Of these, the pieces hitherto printed (from other MS. sources) have already been roughly indicated in the Preface, and it remains merely to give a fuller account of the two collections in which most of them appear.

Nine sonnets — corresponding, in the order in which they are printed, to XV, V, VI, II, X, VIII, XI, XII, and IX of the Amatoria are found in the Publications of the Percy Society, 1844, Vol.
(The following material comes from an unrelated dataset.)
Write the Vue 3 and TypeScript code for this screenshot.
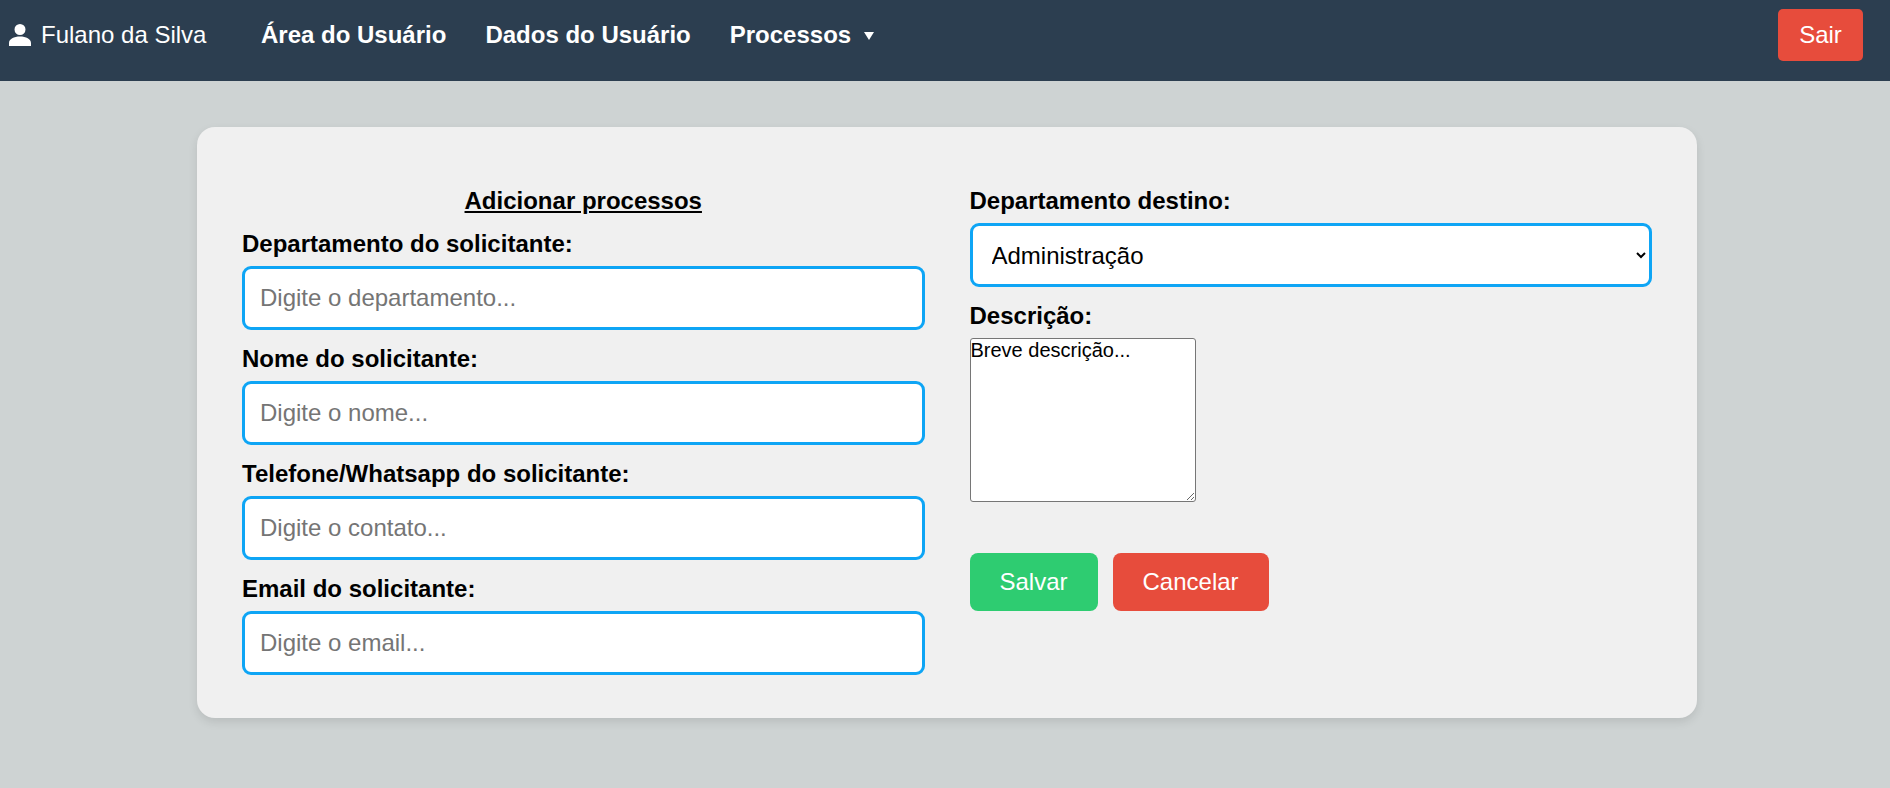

XV, pp. 32-37. They are arranged as a single poem, and form a part of a series of extracts, entitled Poetical Miscellanies, selected and edited by J. C. Halliwell from a much larger collection in a MS. volume, 12mo., owned at the time by Andrews, a Bristol bookseller.[2] At the end of the sonnets is the colophon, "Finis, Sir Thomas Areskine of Gogar, Knighte" a signature which has served completely to conceal their actual authorship. Sir Thomas Areskine, or Erskine, was either the King's friend and boyhood companion of that name, who became Earl of Kelley in 1619, or his grandson and namesake, who became the second earl in i639.[3] The variants in the Percy Society

  1. Letter of Charles to the Archbishop of St. Andrews, Earl of Stirling's Reg. Royal Letters, Edinburgh, 1885, Vol. I, p. 73.
  2. Halliwell's preface to the Miscellanies.
  3. It is possibly of significance that a complication of marriages placed the younger Erskine in the relationship of grandson to James Leviston, though the two were not far from the same age. (Cf. D.N.B.)